You would be unfortunately correct.  Generally speaking, a Linux box can 
make up for *some* of these short comings in raw horse power.  Consider 
that dual cores running at 3+Ghz is really a lot of raw speed.  The 
counter argument there is that speed only helps so much.  A modern 
router doing an equivalent of CEF (Cisco Express Forwarding, aka making 
the routing decisions in hardware, via TCAMs, as described above) gets 
the packet in one interface and out the other in about the time it takes 
a Linux kernel to process the interrupt that the packet has arrived and 
read it into memory.  It's still got to make the routing decision, then 
write it back to the Ethernet card.  This is assuming you don't have an 
iptables module loaded or anything of the sort, which will interject 
more delay that would happen in a single clock via a TCAM on the router.
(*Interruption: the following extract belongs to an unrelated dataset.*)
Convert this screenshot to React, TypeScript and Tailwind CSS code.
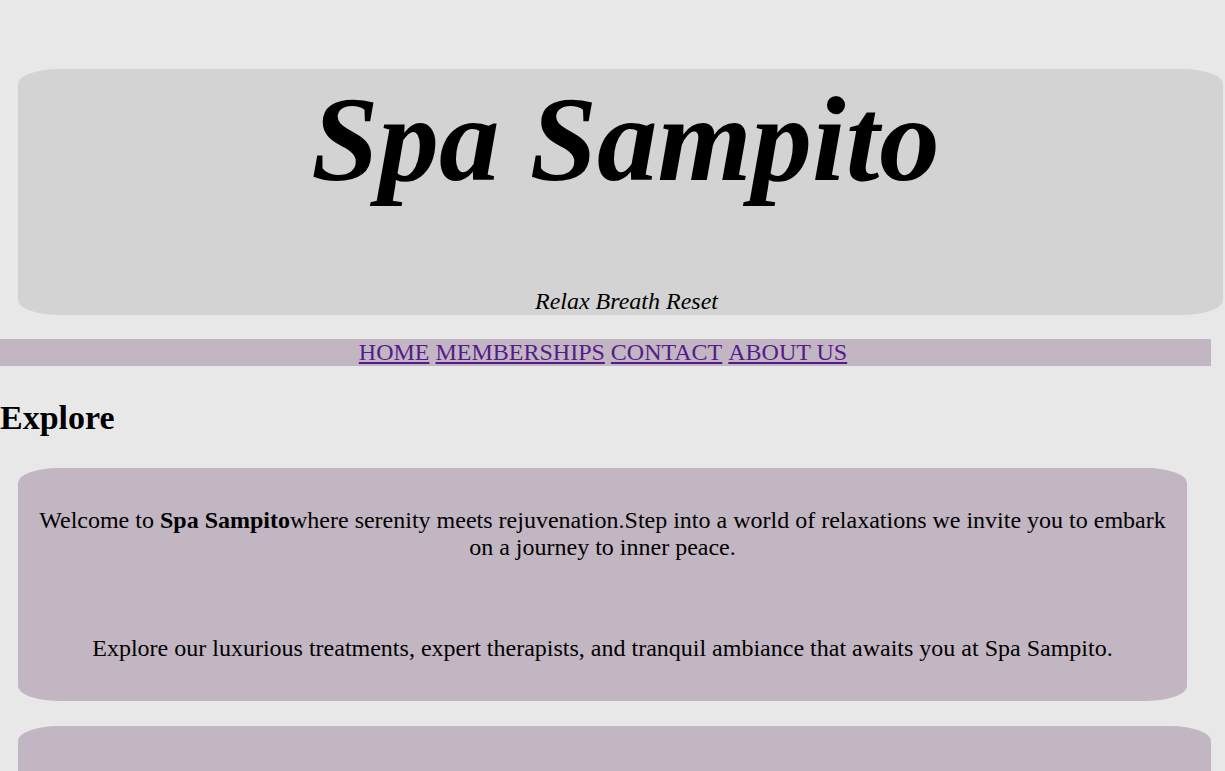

So it might sound like I'm trashing Linux for routing.  And in some 
ways, I am.  I suppose the lesson to take away is that when latency and 
throughput are of utmost importance, Linux is not necessarily the 
fastest way to go.  On the flip side, it's often much much more 
flexible, and usually orders of magnitude cheaper.  It's usually a 
decision you only have to make at the edge, because 24-ports or more of 
GigE in a Linux box to be used a L3 switch isn't exactly easy to come by 
yet.  At the edge, your usually not as concerned with latency, and will 
be glad to have the improved flexibility and convenience of a Linux box.

Okay, I'm done for the night.  :)
Aaron S. Joyner

* - A "route processor" in the networking world, a generic Intel or AMD 
CPU running the Linux kernel in most PC environments.